A tarefa que lhe foi agora designada passa por ajudar o Ministério a desenhar políticas públicas e a monitorizar a sua execução e a perceção e impacto que estão a ter junto das partes interessadas - sejam empresários, patrões, sindicatos ou administração pública. De acordo com o Público, o consultor já assumiu funções "há alguns dias", mas o despacho, que tem a data de 29 de julho, só agora foi publicado.
O despacho, publicado apenas ontem em Diário da República, diz apenas que a Secretaria-Geral do Ministério das Finanças “está a promover um procedimento para a aquisição de serviços de consultoria estratégica especializada ao Ministério das Finanças, na qual se inclui a auscultação dos stakeholders relevantes na economia portuguesa, no âmbito da definição, implementação e acompanhamento de políticas públicas e medidas a executar, da avaliação e monitorização dessas políticas, tendo presente as atribuições legalmente atribuídas ao Ministério das Finanças, e, bem assim, o aconselhamento nos processos internos de tomada de decisão".
O gabinete de Medina confirma ainda que a contratação foi feita por ajuste direto "considerando a especificidade das necessidades de consultoria em causa", e em conformidade com o Código dos Contratos Públicos. A remuneração é "equiparada e limitada ao vencimento base do ministro, transpondo para o contrato de consultoria o limite previsto na lei para o enquadramento remuneratório de membros de gabinetes ministeriais", acrescenta o Ministério das Finanças.
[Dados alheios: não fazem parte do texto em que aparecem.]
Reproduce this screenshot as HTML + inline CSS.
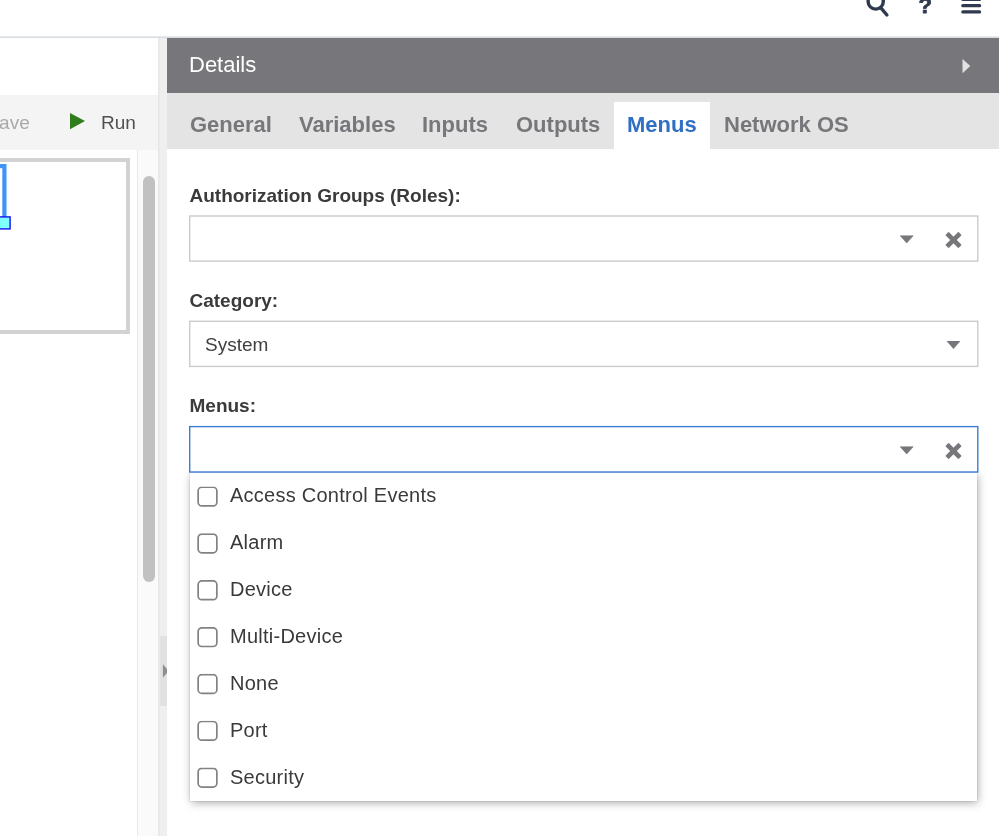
<!DOCTYPE html>
<html><head><meta charset="utf-8">
<style>
html,body{margin:0;padding:0;}
body{width:999px;height:836px;overflow:hidden;background:#fff;font-family:"Liberation Sans",sans-serif;position:relative;color:#404040;}
.abs{position:absolute;}
#topline{left:0;top:36px;width:999px;height:2px;background:linear-gradient(#eef1f3,#cfd6db);}
#toolbar{left:0;top:95px;width:158px;height:55px;background:#f4f4f4;}
#save{left:-13.6px;top:112px;font-size:19px;color:#a9a9a9;line-height:22px;}
#run{left:101px;top:112px;font-size:19px;color:#505050;line-height:22px;}
#outline{left:-10px;top:158px;width:132px;height:168px;border:4px solid #d2d2d2;background:#fff;}
#bluerect{left:-10px;top:164px;width:13px;height:52px;border:3px solid #3f97fb;border-bottom:none;}
#handle{left:-3px;top:217px;width:13px;height:11px;background:#8ff;border:1px solid #1433e6;}
#lane{left:137px;top:150px;width:21px;height:686px;background:#fafafa;border-left:1px solid #e9e9e9;box-sizing:border-box;}
#thumb{left:143px;top:176px;width:11.5px;height:406px;border-radius:6px;background:#c1c1c1;}
#split{left:158px;top:38px;width:9px;height:798px;background:#efefef;box-shadow:inset 1.4px 0 0 #e6e6e6;}
#splith{left:160px;top:635.8px;width:7px;height:69.8px;background:#e1e1e1;}
#hdr{left:167px;top:38px;width:832px;height:55px;background:#77767a;}
#hdrt{left:189px;top:52px;font-size:22px;color:#fff;line-height:26px;}
#tabs{left:167px;top:93px;width:832px;height:56px;background:#e4e4e4;}
.tab{position:absolute;top:111px;font-size:22px;font-weight:bold;color:#77767a;line-height:28px;white-space:nowrap;}
#acttab{left:614px;top:102px;width:96px;height:47px;background:#fff;}
.lbl{position:absolute;left:189.5px;transform:translateY(-0.5px);font-size:19px;font-weight:bold;color:#3a3a3a;line-height:22px;white-space:nowrap;}
.box{position:absolute;left:189px;width:789px;height:47px;box-sizing:border-box;border:1px solid #cfcfcf;background:#fff;}
#dd{left:189.75px;top:472.6px;width:787.6px;height:328.4px;background:#fff;box-shadow:0 0 0 .7px rgba(0,0,0,.08),1.3px 1.5px 9px rgba(0,0,0,.36);}
.it{position:absolute;left:230px;font-size:20px;letter-spacing:.25px;color:#3a3a3a;line-height:24px;white-space:nowrap;}
</style></head><body><div id="wrap" style="position:absolute;left:0;top:0;width:999px;height:836px;will-change:transform;">
<div class="abs" id="topline"></div>
<svg class="abs" style="left:860px;top:0" width="139" height="24" viewBox="860 0 139 24">
 <circle cx="875.7" cy="1.5" r="7.6" fill="none" stroke="#2f3a4e" stroke-width="3.4"/>
 <line x1="881.3" y1="8.3" x2="886.9" y2="15" stroke="#2f3a4e" stroke-width="3.4" stroke-linecap="round"/>
 <text x="918.4" y="13" font-family="Liberation Sans, sans-serif" font-size="22" font-weight="bold" fill="#2f3a4e" stroke="#2f3a4e" stroke-width="0.8" stroke-linejoin="round">?</text>
 <rect x="961.2" y="-2.3" width="20" height="3.3" rx="1.6" fill="#2f3a4e"/>
 <rect x="961.2" y="4" width="20" height="3.3" rx="1.6" fill="#2f3a4e"/>
 <rect x="961.2" y="10.2" width="20" height="3.4" rx="1.7" fill="#2f3a4e"/>
</svg>

<div class="abs" id="toolbar"></div>
<div class="abs" id="save">Save</div>
<svg class="abs" style="left:69px;top:112px" width="18" height="18"><polygon points="1,1 16,9 1,17.3" fill="#2f7d1c"/></svg>
<div class="abs" id="run">Run</div>
<div class="abs" id="lane"></div>
<div class="abs" id="outline"></div>
<svg class="abs" style="left:0;top:160px" width="20" height="75"><rect x="-10" y="6.1" width="14.4" height="60" fill="none" stroke="#3e95f7" stroke-width="4.2"/><rect x="-5" y="56.9" width="15.1" height="12" fill="#80ffff" stroke="#1212ee" stroke-width="1.4"/></svg>
<div class="abs" id="thumb"></div>
<div class="abs" id="split"></div>
<div class="abs" id="splith"></div>
<svg class="abs" style="left:160px;top:663px" width="7" height="16"><polygon points="2.9,1.3 8.6,8 2.9,14.8" fill="#8e8e8e"/></svg>

<div class="abs" id="hdr"></div>
<div class="abs" id="hdrt">Details</div>
<svg class="abs" style="left:960px;top:57px" width="12" height="18"><polygon points="2.5,2 10.3,9 2.5,16.3" fill="#e2e2e2"/></svg>
<div class="abs" id="tabs"></div>
<div class="abs" id="acttab"></div>
<div class="tab" style="left:190px">General</div>
<div class="tab" style="left:299px">Variables</div>
<div class="tab" style="left:422px">Inputs</div>
<div class="tab" style="left:516px">Outputs</div>
<div class="tab" style="left:627px;color:#2f6fc4">Menus</div>
<div class="tab" style="left:724px">Network OS</div>

<div class="lbl" style="top:185px">Authorization Groups (Roles):</div>
<div class="abs" id="dd"></div>
<svg class="abs" style="left:180px;top:210px" width="810" height="270"><rect x="9.7" y="6" width="788.1" height="45.1" fill="#fff" stroke="#cbcbcb" stroke-width="1.4"/><rect x="9.7" y="111.3" width="788.1" height="45.1" fill="#fff" stroke="#cbcbcb" stroke-width="1.4"/><rect x="9.7" y="216.6" width="788.1" height="45.4" fill="#fff" stroke="#3b7dcf" stroke-width="1.4"/></svg>
<div class="lbl" style="top:289.5px">Category:</div>

<div class="abs" style="left:205px;top:333px;font-size:19px;line-height:24px;color:#404040">System</div>
<div class="lbl" style="top:395px">Menus:</div>


<svg class="abs" style="left:895px;top:228px" width="72" height="24"><path d="M5.2,7.8 L18.2,7.8 L11.7,15 Z" fill="#77767a" stroke="#77767a" stroke-width="0.6" stroke-linejoin="round"/><g transform="translate(58.5,12)" fill="#77767a"><rect x="-9.3" y="-2.4" width="18.6" height="4.8" rx="1" transform="rotate(45)"/><rect x="-9.3" y="-2.4" width="18.6" height="4.8" rx="1" transform="rotate(-45)"/></g></svg>
<svg class="abs" style="left:940px;top:333px" width="30" height="24"><polygon points="6.5,8 20.4,8 13.5,16" fill="#77767a"/></svg>
<svg class="abs" style="left:895px;top:439px" width="72" height="24"><path d="M5.2,7.8 L18.2,7.8 L11.7,15 Z" fill="#77767a" stroke="#77767a" stroke-width="0.6" stroke-linejoin="round"/><g transform="translate(58.5,12)" fill="#77767a"><rect x="-9.3" y="-2.4" width="18.6" height="4.8" rx="1" transform="rotate(45)"/><rect x="-9.3" y="-2.4" width="18.6" height="4.8" rx="1" transform="rotate(-45)"/></g></svg>

<svg class="abs" style="left:195px;top:480px;transform:translateY(6.40px)" width="25" height="25"><rect x="3.15" y="0.85" width="18.7" height="18.7" rx="3.7" fill="#fff" stroke="#828282" stroke-width="1.7"/></svg><div class="it" style="top:483px">Access Control Events</div>
<svg class="abs" style="left:195px;top:480px;transform:translateY(53.25px)" width="25" height="25"><rect x="3.15" y="0.85" width="18.7" height="18.7" rx="3.7" fill="#fff" stroke="#828282" stroke-width="1.7"/></svg><div class="it" style="top:530px">Alarm</div>
<svg class="abs" style="left:195px;top:480px;transform:translateY(100.10px)" width="25" height="25"><rect x="3.15" y="0.85" width="18.7" height="18.7" rx="3.7" fill="#fff" stroke="#828282" stroke-width="1.7"/></svg><div class="it" style="top:577px">Device</div>
<svg class="abs" style="left:195px;top:480px;transform:translateY(146.95px)" width="25" height="25"><rect x="3.15" y="0.85" width="18.7" height="18.7" rx="3.7" fill="#fff" stroke="#828282" stroke-width="1.7"/></svg><div class="it" style="top:624px">Multi-Device</div>
<svg class="abs" style="left:195px;top:480px;transform:translateY(193.80px)" width="25" height="25"><rect x="3.15" y="0.85" width="18.7" height="18.7" rx="3.7" fill="#fff" stroke="#828282" stroke-width="1.7"/></svg><div class="it" style="top:671px">None</div>
<svg class="abs" style="left:195px;top:480px;transform:translateY(240.65px)" width="25" height="25"><rect x="3.15" y="0.85" width="18.7" height="18.7" rx="3.7" fill="#fff" stroke="#828282" stroke-width="1.7"/></svg><div class="it" style="top:718px">Port</div>
<svg class="abs" style="left:195px;top:480px;transform:translateY(287.50px)" width="25" height="25"><rect x="3.15" y="0.85" width="18.7" height="18.7" rx="3.7" fill="#fff" stroke="#828282" stroke-width="1.7"/></svg><div class="it" style="top:765px">Security</div>
</div></body></html>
Licenciado em Economia pelo ISEG, Sérgio Figueiredo foi jornalista na área da Economia em diferentes publicações, tendo chegado a diretor do Diário Económico (entre 1996 e 2001) e do Jornal de Negócios (de 2002 a 2007). Entre 2007 e 2014 esteve à frente da Fundação EDP. Entre 2015 e 2020 foi diretor de informação da TVI, altura em que chegou a contratar Fernando Medina, que na altura era presidente da câmara de Lisboa, como comentador. Desde 2020 que Sérgio Figueiredo estava como "consultor de sustentabilidade freelance".